Demand-side conditions are supportive rather than exuberant. Confectionery, beverage and wedding/festival-related retail demand has stayed steady, absorbing higher prices without significant resistance. Bulk buyers and stockists are actively covering near-term requirements rather than waiting for a correction, while jaggery and khandsari sellers are holding firm offers in the absence of fresh pressure from upcountry suppliers. This configuration leaves little incentive for mills to discount, and helps explain the firm tone across both refined and unrefined segments.
At the national level, India’s 2025–26 sugar output is modestly higher year-on-year, but government policy has turned decidedly defensive. Export restrictions have been extended at least until end-September 2026, with limited quota-based shipments allowed and a focus on domestic availability and price stability. This effectively traps more sugar onshore just as cane prices and production costs rise, encouraging mills to seek higher domestic realizations rather than rely on exports for balance.
Fundamentals & Weather
Industry data for the ongoing 2025–26 season show Indian sugar production up around 7–8% year-on-year, but with regional contrasts. Uttar Pradesh’s output is broadly flat, and several mills shut earlier than usual on localized cane shortages and weaker yields in parts of the belt. At the same time, cane prices in the state were raised by roughly 8% this season, compressing margins and strengthening the mills’ resolve to defend higher sugar prices.
Stock dynamics are tight but not extreme: post-ethanol diversion, closing inventories are projected near 4.3 million tonnes, only slightly below last year and broadly aligned with domestic use of about 28 million tonnes. This suggests that while current spot tightness is genuine at the regional level, India retains enough physical cushion nationally to avoid a structural shortage—provided the next crop is not significantly impaired by weather or policy shocks.
Weather and monsoon prospects are the key medium-term risk. The India Meteorological Department (IMD) projects a below-normal southwest monsoon in 2026 at around 92% of the long-period average, with potential shortfalls in August–September. Heatwave conditions across northwest and central India, including parts of Uttar Pradesh, are expected to persist in the immediate term, raising concerns over soil moisture and early cane growth where irrigation is limited. While irrigated areas of western Uttar Pradesh are better shielded than rainfed belts elsewhere, a weaker late-monsoon phase could still cap yield recovery and keep cane tight into the 2026–27 season.
2–4 Week Outlook
Over the coming 2–4 weeks, the Indian sugar market is likely to remain supported. The off-season in western Uttar Pradesh will continue to limit fresh arrivals, and mills appear in no hurry to adjust down their selling prices as long as wholesale demand remains steady. Mill release schedules will be the key short-term lever: any tightening of releases into northern consuming centers would sustain or widen the mill–wholesale spread.
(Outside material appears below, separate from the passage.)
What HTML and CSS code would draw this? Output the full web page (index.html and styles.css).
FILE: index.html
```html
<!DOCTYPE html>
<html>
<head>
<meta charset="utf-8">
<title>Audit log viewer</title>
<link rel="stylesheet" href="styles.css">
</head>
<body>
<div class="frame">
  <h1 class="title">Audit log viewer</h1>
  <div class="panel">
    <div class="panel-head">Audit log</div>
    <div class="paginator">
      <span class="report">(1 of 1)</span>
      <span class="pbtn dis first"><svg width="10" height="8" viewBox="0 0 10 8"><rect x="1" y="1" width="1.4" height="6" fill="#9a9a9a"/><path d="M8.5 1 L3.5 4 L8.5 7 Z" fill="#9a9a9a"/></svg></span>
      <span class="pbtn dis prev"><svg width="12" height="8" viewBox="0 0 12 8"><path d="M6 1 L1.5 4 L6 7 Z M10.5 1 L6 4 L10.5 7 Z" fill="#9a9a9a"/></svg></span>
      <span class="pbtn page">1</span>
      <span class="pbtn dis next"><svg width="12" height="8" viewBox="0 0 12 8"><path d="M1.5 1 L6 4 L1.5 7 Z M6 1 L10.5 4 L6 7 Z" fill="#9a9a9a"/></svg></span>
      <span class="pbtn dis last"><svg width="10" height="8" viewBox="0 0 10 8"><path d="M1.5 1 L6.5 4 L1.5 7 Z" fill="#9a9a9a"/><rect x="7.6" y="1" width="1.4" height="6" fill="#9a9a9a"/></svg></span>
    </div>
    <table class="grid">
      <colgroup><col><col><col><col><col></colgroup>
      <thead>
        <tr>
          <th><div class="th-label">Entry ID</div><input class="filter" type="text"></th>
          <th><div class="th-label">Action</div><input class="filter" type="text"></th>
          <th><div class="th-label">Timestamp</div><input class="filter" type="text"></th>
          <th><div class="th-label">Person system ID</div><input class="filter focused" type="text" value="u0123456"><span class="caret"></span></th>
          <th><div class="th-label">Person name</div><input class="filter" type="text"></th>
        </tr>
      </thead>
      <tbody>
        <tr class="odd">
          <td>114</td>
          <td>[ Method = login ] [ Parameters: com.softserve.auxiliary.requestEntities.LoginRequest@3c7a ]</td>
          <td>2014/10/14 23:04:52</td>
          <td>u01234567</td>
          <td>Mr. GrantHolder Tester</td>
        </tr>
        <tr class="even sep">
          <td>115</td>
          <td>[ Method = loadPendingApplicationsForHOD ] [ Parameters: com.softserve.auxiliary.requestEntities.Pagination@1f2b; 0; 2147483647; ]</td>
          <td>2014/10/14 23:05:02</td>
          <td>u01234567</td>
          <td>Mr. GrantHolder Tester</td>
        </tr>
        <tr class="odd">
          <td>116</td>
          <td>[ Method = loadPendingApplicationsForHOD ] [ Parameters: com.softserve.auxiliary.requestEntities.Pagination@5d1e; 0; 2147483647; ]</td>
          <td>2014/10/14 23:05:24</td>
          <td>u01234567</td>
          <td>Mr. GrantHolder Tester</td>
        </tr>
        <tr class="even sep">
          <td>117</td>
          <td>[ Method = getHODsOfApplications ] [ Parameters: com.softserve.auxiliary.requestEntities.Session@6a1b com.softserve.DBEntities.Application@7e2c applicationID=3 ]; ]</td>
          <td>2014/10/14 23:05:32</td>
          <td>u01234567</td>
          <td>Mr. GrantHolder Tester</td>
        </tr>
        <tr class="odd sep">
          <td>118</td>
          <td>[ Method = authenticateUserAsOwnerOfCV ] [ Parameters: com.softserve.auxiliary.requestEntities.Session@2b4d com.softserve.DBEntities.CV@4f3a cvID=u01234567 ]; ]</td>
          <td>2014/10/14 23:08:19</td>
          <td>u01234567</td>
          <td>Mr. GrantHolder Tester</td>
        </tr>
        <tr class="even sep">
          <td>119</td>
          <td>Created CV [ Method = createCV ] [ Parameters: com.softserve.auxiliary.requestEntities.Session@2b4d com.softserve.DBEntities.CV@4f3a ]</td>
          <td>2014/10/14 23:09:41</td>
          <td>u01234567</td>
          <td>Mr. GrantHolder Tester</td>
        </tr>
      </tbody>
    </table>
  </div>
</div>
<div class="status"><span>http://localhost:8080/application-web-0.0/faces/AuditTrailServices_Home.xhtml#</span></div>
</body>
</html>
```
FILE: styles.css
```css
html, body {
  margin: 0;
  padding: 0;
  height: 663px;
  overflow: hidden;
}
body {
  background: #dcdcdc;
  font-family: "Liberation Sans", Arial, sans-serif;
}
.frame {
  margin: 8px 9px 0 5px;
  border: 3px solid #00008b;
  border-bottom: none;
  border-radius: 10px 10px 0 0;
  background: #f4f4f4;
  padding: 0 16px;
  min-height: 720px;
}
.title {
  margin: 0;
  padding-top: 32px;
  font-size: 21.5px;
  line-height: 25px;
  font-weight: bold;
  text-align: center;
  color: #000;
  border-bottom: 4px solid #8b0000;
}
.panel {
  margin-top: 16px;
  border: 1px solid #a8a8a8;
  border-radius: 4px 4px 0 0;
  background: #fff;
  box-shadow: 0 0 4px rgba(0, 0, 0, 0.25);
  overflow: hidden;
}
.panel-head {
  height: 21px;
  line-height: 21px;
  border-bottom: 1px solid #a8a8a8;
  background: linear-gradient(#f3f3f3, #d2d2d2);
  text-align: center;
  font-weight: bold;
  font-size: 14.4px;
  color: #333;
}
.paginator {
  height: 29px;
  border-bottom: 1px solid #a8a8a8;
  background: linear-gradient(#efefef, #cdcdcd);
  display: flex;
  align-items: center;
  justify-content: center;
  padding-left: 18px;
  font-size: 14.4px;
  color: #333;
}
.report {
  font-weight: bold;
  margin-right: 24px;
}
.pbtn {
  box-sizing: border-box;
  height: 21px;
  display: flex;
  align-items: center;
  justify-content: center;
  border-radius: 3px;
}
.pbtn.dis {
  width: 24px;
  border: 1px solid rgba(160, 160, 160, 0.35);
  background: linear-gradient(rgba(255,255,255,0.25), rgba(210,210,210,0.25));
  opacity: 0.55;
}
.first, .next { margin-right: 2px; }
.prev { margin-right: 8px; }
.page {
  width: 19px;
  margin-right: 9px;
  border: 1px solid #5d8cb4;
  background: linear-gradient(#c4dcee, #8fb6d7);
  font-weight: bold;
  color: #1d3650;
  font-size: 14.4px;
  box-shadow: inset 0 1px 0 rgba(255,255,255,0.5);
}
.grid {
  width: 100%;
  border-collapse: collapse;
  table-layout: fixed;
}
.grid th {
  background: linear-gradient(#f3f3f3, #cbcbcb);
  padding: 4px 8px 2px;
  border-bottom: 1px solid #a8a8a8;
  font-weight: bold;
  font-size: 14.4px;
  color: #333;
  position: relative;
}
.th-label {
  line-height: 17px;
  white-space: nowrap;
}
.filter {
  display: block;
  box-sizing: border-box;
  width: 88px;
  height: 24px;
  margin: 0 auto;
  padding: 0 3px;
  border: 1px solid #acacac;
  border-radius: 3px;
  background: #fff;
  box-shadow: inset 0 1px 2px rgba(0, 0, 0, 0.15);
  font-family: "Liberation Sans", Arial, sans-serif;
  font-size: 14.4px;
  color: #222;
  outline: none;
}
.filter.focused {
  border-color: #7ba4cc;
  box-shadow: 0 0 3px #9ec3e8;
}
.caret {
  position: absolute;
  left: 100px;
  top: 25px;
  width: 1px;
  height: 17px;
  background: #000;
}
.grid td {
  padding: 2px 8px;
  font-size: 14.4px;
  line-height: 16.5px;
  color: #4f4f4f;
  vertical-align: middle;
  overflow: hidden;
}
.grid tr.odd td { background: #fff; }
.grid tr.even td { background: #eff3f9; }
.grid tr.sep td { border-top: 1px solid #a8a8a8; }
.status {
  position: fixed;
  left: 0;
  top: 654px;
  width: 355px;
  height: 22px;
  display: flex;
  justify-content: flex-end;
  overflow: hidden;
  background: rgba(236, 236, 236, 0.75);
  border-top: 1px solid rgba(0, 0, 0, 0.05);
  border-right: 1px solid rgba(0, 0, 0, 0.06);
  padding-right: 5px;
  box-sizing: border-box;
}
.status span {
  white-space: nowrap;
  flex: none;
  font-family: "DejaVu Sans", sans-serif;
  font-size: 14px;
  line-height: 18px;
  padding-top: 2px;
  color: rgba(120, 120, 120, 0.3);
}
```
For European buyers, the off-season firmness in India coincides with relatively stable, but not cheap, regional offers around EUR 45–60 per 100 kg FCA. With India’s export restrictions still in place and early monsoon uncertainty lingering, international benchmarks are unlikely to see substantial downside purely from Indian supply in the very near term. Any meaningful correction in Indian prices before July would probably require either a larger-than-expected domestic stock release, a softening in seasonal demand, or an early positive surprise on monsoon progress and cane planting conditions.
💼 Trading & Procurement Outlook
- European confectionery and food processors: Given firm Indian origin prices and export curbs, treat current EU FCA levels as a near-term floor. Consider layering in purchases for Q3 coverage rather than waiting for a pronounced dip that is unlikely before clearer monsoon signals emerge.
- Bulk buyers in India: Maintain a conservative, short-covering strategy over the next month. With mills holding firm and off-season supply thin, deep price corrections look unlikely before the onset of the main monsoon and any accompanying policy signals on stock releases.
- Jaggery and khandsari users: Budget for persistently high input costs in North India in the short run. Cross-commodity substitution into refined sugar is limited by cultural and product constraints, so value-chain participants should focus on inventory planning rather than chasing marginal price dips.
- Risk management: Monitor Indian policy closely—any hint of relaxation in export restrictions post-September or an upward revision in the domestic sugar MSP would materially reshape the 2026–27 balance sheet and price trajectory.
3-Day Regional Directional View (EUR)
- North India (Delhi wholesale): Prices around EUR 42–44 per 100 kg are expected to remain firm to slightly higher over the next three days, supported by off-season tightness and steady retail demand.
- Central Europe (CZ, UA, DK FCA): Refiners’ offers near EUR 45–48 per 100 kg should hold broadly steady; marginal upside is possible if energy or freight costs tick higher, but no sharp move is expected in this short window.
- Germany (DE FCA): Premium refined sugar near EUR 60 per 100 kg is likely to stay at the upper end of the regional range, with limited downside given firm local fundamentals and no immediate sign of surplus-driven discounting.